I was a volunteer Surf Buddy at The Wave Project in Dunbar, like Sam is to Jack, in this story. The Wave Project is for young people with low confidence and high anxiety. Sometimes even putting a wet suit on is a massive deal for a young person, so everyone there is at a different stage and they have their own goals. The process of learning to surf boosts their mental health and raises self confidence. I love seeing the power of surfing do that, it’s so good to help people and to do something totally different – it’s not like school and it’s outside and you’re in the water, there’s nothing like it really.

As a Surf Buddy I don’t need to be able to surf, I’m there for support in the water. There are instructors who teach at the same time.

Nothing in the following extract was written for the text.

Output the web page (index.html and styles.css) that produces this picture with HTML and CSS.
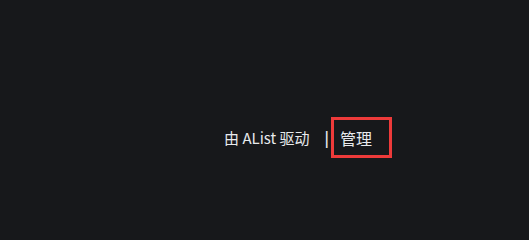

I also learnt to surf myself though, I went to Wales with a friend and we were taught by the national coach! You might think that would make us amazing but I can just about stand up, I’m really not very good. But I know the joy of catching a wave and the horrible feeling when you wipe out. So I could write about it all. I’ve just started volunteering again for my local Wave Project based in St Andrews, Scotland.

 

  1. Were you approached first by Harper Collins or did you come up with the idea and then consider it for their series?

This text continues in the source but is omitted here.